A zero-sum mindset is not in itself clearly a good or bad thing, morally speaking. The same belief system that might drive one person to take care of the disadvantaged might lead another to pull up the drawbridge. But economically speaking, there is a growing body of evidence that such a worldview is associated with demotivating beliefs — the sense that extra effort is not rewarded — and in turn with lower rates of innovation at the societal level.
Where this gets especially interesting is that the causal arrow appears to operate in both directions. Among the most striking Harvard findings was the discovery that there is a strong relationship between the extent to which someone is a zero-sum thinker, and the economic environment they grow up in.
If someone’s formative years were spent against a backdrop of abundance, growth and upward mobility, they tend to have a more positive-sum mindset, believing it is possible to grow the pie rather than just redistribute portions of it. People who grew up in tougher economic conditions tend to be more zero-sum and sceptical of the idea that hard work brings success. These attitudes are perfectly rational.

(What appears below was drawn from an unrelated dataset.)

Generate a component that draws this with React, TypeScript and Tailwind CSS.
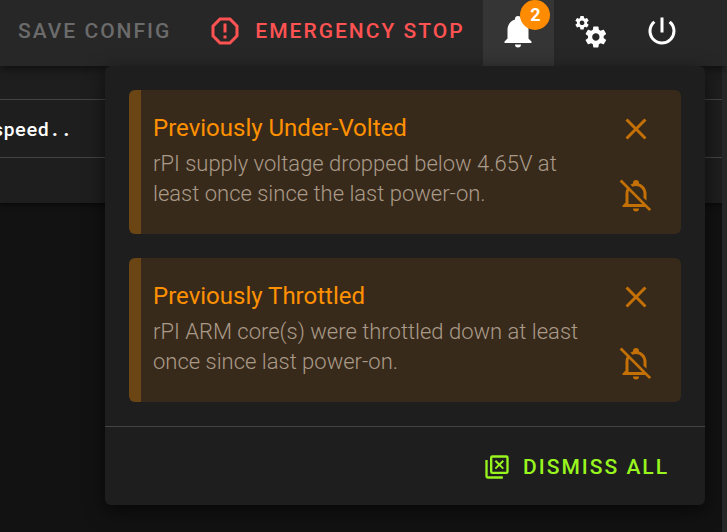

The pattern holds whether you look at people who grew up at the same time but in countries with varying economic fortunes, or different generations who grew up in the same places but against a shifting economic backdrop.
Every five to 10 years, the World Values Survey asks people in dozens of countries where they would place themselves on a scale from the zero-sum belief that “people can only get rich at the expense of others”, to the positive-sum view that “wealth can grow so there’s enough for everyone”.
The average response among those in high-income countries has become 20 per cent more zero-sum over the last century. Moreover, two distinct rises in the prevalence of zero-sum attitudes have coincided with two slowdowns in gross domestic product growth, one in the 1970s and another in the past two decades.
The same pattern holds within individual countries. Britons and Americans have become significantly more likely to believe that success is a matter of luck rather than effort precisely as income growth has slowed.
To be clear, no one is arguing that this shift in mindset is not justified. When the pie was growing rapidly, the average person’s material circumstances were indeed more liable to improve without the aid of luck or connections. And if developed societies are more concerned with fairness, that is no bad thing.
But, as the authors of the Harvard study point out, a rise in zero-sum thinking has some unpleasant side-effects. Populism, conspiracy theories and nativism are all rooted in the belief that one group gains at the expense of others, and all these have risen of late. Self-identified Democrats who voted for Donald Trump in 2016 scored very high on zero-sum beliefs.
A recent suite of experiments in the UK and US also found consistent evidence that zero-sum thinking predisposes people to downplay the potential benefits of trust and co-operation, and see others as potential rivals or threats rather than partners and collaborators.
The risk is that we have tipped into a negative cycle, with an economic slowdown fostering more suspicious and defensive thinking. That could act as a brake on the sorts of ambitious and utilitarian policies that might boost growth towards previous levels.
Pushing back against this trend will require political bravery and a reversal of the recent retreat from globalisation seen in recent years. The question is whether our leaders have also caught the zero-sum bug.